Start of DATA FOR THIS EXERCISE
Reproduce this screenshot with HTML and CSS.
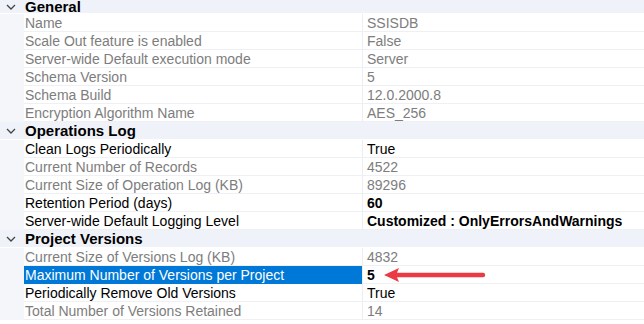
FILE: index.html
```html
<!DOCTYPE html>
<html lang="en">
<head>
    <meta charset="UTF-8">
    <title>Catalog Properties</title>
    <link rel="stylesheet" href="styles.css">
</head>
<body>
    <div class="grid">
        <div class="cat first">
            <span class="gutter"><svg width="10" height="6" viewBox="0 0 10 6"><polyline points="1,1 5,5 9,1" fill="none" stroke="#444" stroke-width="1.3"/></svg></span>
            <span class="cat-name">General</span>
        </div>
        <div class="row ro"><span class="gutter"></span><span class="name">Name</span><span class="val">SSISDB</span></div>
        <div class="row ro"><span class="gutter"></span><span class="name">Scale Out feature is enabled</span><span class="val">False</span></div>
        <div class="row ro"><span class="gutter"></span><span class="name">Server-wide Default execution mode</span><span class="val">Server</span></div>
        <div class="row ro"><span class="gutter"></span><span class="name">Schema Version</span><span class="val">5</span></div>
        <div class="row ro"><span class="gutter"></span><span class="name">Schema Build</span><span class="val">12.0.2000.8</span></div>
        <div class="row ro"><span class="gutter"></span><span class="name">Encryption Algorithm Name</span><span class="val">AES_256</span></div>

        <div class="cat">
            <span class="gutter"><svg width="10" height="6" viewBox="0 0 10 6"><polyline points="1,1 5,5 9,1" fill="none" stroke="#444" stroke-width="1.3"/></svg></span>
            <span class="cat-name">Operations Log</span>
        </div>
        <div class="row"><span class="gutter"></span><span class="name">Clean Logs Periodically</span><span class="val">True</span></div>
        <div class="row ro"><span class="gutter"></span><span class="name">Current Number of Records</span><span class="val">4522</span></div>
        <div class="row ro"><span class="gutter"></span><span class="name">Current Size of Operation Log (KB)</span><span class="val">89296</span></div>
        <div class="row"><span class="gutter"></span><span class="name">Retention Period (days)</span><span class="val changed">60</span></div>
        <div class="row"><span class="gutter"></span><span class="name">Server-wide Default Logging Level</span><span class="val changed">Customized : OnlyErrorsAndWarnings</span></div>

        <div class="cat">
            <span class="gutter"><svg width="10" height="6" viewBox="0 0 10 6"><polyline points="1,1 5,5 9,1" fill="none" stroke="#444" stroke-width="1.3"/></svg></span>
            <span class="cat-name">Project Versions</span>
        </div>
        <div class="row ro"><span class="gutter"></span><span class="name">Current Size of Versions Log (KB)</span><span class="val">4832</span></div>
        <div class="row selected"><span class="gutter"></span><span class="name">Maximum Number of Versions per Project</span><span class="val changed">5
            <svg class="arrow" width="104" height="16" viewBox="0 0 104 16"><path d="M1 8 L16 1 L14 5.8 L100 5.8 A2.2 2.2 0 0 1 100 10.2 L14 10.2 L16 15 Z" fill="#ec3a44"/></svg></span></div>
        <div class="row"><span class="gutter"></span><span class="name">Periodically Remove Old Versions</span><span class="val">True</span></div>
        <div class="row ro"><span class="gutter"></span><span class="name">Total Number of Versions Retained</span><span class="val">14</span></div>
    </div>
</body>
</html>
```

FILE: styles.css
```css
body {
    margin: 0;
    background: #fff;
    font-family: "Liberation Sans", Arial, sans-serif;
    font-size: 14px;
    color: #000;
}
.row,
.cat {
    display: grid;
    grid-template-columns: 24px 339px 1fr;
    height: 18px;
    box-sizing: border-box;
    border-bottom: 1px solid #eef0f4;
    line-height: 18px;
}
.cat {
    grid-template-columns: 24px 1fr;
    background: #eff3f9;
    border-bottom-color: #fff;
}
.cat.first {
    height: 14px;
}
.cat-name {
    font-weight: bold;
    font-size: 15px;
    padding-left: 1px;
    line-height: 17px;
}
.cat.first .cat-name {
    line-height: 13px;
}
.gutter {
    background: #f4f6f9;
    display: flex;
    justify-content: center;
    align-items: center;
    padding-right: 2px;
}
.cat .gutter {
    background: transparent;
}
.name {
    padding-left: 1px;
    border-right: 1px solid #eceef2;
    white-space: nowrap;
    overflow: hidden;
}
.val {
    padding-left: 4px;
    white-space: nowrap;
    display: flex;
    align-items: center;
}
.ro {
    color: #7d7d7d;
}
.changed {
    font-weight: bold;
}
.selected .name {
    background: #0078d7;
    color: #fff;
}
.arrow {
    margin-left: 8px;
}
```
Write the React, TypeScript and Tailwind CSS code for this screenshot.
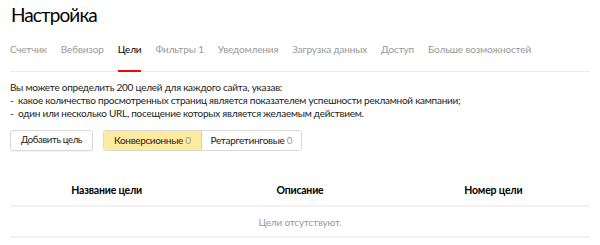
End of DATA FOR THIS EXERCISE
• **WHAT YOU HAVE TO DO**
Of the lines in this listing, how many contain "screenshot"? Reply with the number and nothing more.

• **EXPECTED ANSWER**
2